Auctions, foreclosures and distressed properties can be good opportunities or dangerous opportunities anywhere. Buying unseen at a foreclosure auction is a crapshoot, but it is also a legitimate, good strategy if you know what you are doing. In the past several years, there have been many many fewer foreclosures so some would say not as much opportunity there. Things may be starting to uptick there a bit. I am not sure how you are identifying the "forced appreciation" you are seeing in foreclosed properties. It is very hard to analyze these things from public data since you have no idea what type of investment was needed to "force" the appreciation you are seeing. This is also the flaw in ALL the flipping data you see in the news. None of it means anything because you don't know what the investor invested in the rehab.

I know people who only do vacant land and who only do commercial and those people think those are good. There is opportunity in all. None are necessarily easier or harder or better or worse, and there are no guarantees. There is no one right answer to "what is good".

The point is you need to focus a bit more on what you want or where you want to do it. Find something you are interested in and then look for the opportunity within that.

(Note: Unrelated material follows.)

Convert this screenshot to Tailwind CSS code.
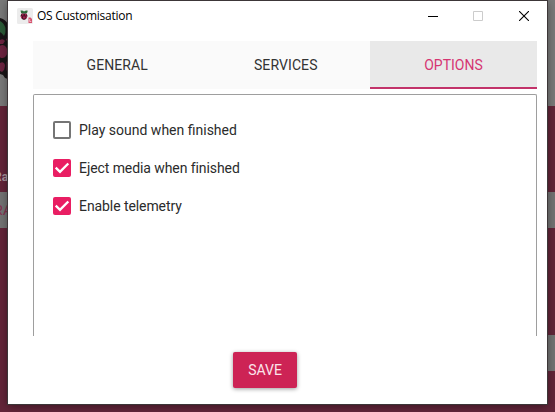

There are many paths to success.

@Nick Reeser  At the moment what type of real estate investing is this area good for? i have my thoughts but i wanted to get insight from skilled investors.

Because of the size of the market (3rd largest MSA), pricing compared to the left & right coasts, & the airports Chicago is still one of the best markets for real estate investing.  As with all large cities Chicago has submarkets which go up and down with cycles.  When one submarket goes down, another may go up.  An indication of that is permits.  In 2018 there was an overall 3% decrease in new construction permits year over year but a 2% increase in renovation permits (excluding porches).  (Attribution to Root Realty)

This doesn't include the suburb.  And some of these are large commercial permits, but back to your question "what type of real estate investing is this area good for?"  Just about everything.